— START —

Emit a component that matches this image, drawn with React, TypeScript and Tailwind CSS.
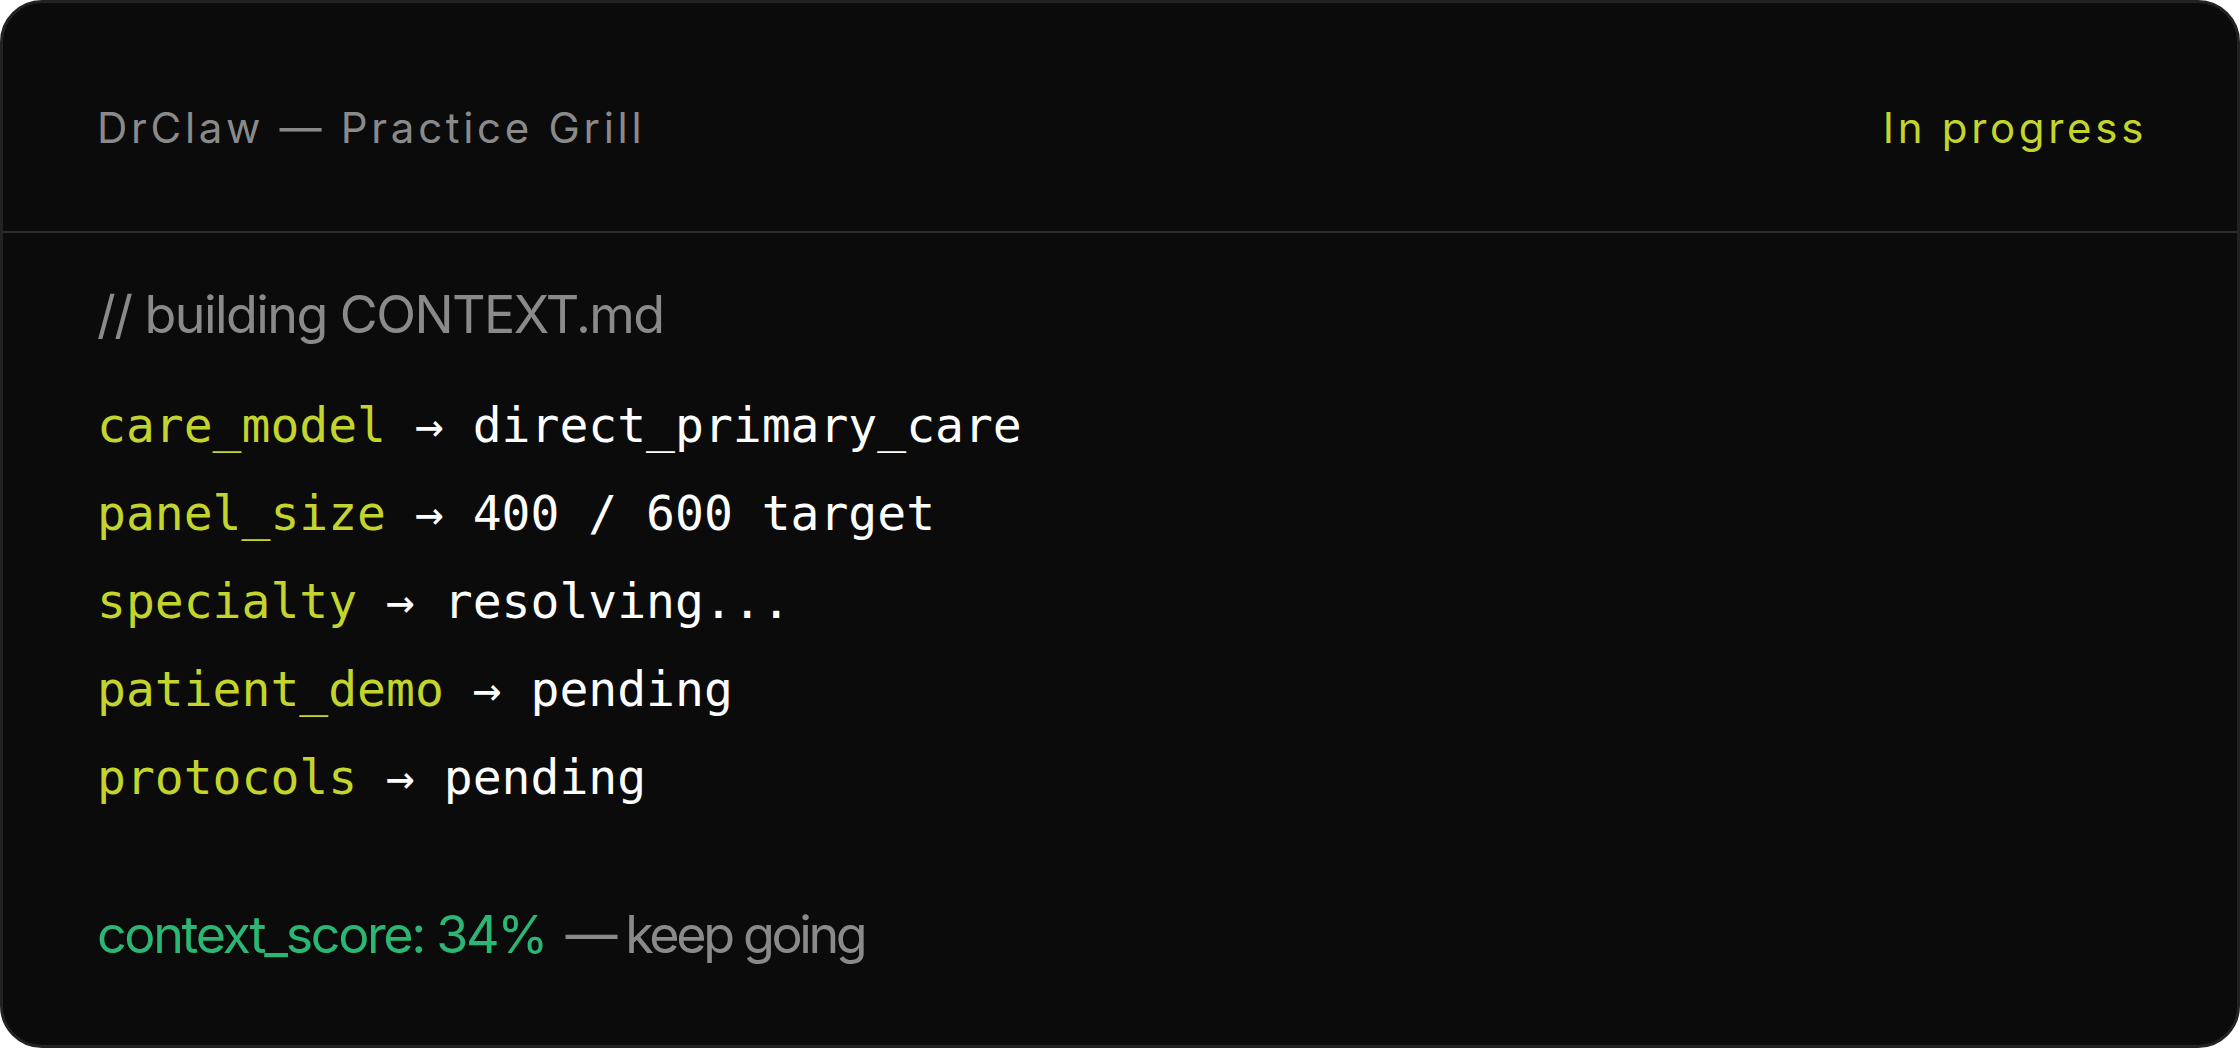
import React from "react";

const rows: [string, string][] = [
  ["care_model", "direct_primary_care"],
  ["panel_size", "400 / 600 target"],
  ["specialty", "resolving..."],
  ["patient_demo", "pending"],
  ["protocols", "pending"],
];

export default function App() {
  return (
    <div className="w-[2240px] h-[1048px] bg-white">
      <div className="w-full h-full rounded-[42px] border-[3px] border-[#232323] bg-[#0b0b0b] flex flex-col overflow-hidden">
        <div className="flex items-center justify-between pl-[94px] pr-[90px] pt-[104px] pb-[82px] border-b-2 border-[#2c2c2c] font-['Inter',sans-serif] text-[42px] leading-[42px] tracking-[0.088em]">
          <span className="text-[#8a8a8a]">DrClaw — Practice Grill</span>
          <span className="text-[#c3d52c]">In progress</span>
        </div>
        <div className="flex flex-col px-[94px] pt-[52px]">
          <div className="font-['Inter',sans-serif] text-[52px] leading-[60px] tracking-[-0.03em] text-[#8a8a8a]">
            // building CONTEXT.md
          </div>
          <div className="mt-[36px] flex flex-col font-['DejaVu_Sans_Mono',monospace] text-[48px] leading-[88px]">
            {rows.map(([k, v]) => (
              <div key={k} className="whitespace-pre">
                <span className="text-[#c3d52c]">{k}</span>
                <span className="text-white">{" → "}{v}</span>
              </div>
            ))}
          </div>
          <div className="mt-[84px] font-['Inter',sans-serif] text-[52px] leading-[60px] whitespace-pre">
            <span className="text-[#2bb673] tracking-[-0.045em]">context_score: 34%</span>
            <span className="text-[#8a8a8a] tracking-[-0.065em] ml-[-3px]">{"  — keep going"}</span>
          </div>
        </div>
      </div>
    </div>
  );
}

— END —

◆ **Problem details**:
Give an exact copy of the material, leaving out every picture.

◆ **Reply**:
Emit a component that matches this image, drawn with React, TypeScript and Tailwind CSS.
import React from "react";

const rows: [string, string][] = [
  ["care_model", "direct_primary_care"],
  ["panel_size", "400 / 600 target"],
  ["specialty", "resolving..."],
  ["patient_demo", "pending"],
  ["protocols", "pending"],
];

export default function App() {
  return (
    <div className="w-[2240px] h-[1048px] bg-white">
      <div className="w-full h-full rounded-[42px] border-[3px] border-[#232323] bg-[#0b0b0b] flex flex-col overflow-hidden">
        <div className="flex items-center justify-between pl-[94px] pr-[90px] pt-[104px] pb-[82px] border-b-2 border-[#2c2c2c] font-['Inter',sans-serif] text-[42px] leading-[42px] tracking-[0.088em]">
          <span className="text-[#8a8a8a]">DrClaw — Practice Grill</span>
          <span className="text-[#c3d52c]">In progress</span>
        </div>
        <div className="flex flex-col px-[94px] pt-[52px]">
          <div className="font-['Inter',sans-serif] text-[52px] leading-[60px] tracking-[-0.03em] text-[#8a8a8a]">
            // building CONTEXT.md
          </div>
          <div className="mt-[36px] flex flex-col font-['DejaVu_Sans_Mono',monospace] text-[48px] leading-[88px]">
            {rows.map(([k, v]) => (
              <div key={k} className="whitespace-pre">
                <span className="text-[#c3d52c]">{k}</span>
                <span className="text-white">{" → "}{v}</span>
              </div>
            ))}
          </div>
          <div className="mt-[84px] font-['Inter',sans-serif] text-[52px] leading-[60px] whitespace-pre">
            <span className="text-[#2bb673] tracking-[-0.045em]">context_score: 34%</span>
            <span className="text-[#8a8a8a] tracking-[-0.065em] ml-[-3px]">{"  — keep going"}</span>
          </div>
        </div>
      </div>
    </div>
  );
}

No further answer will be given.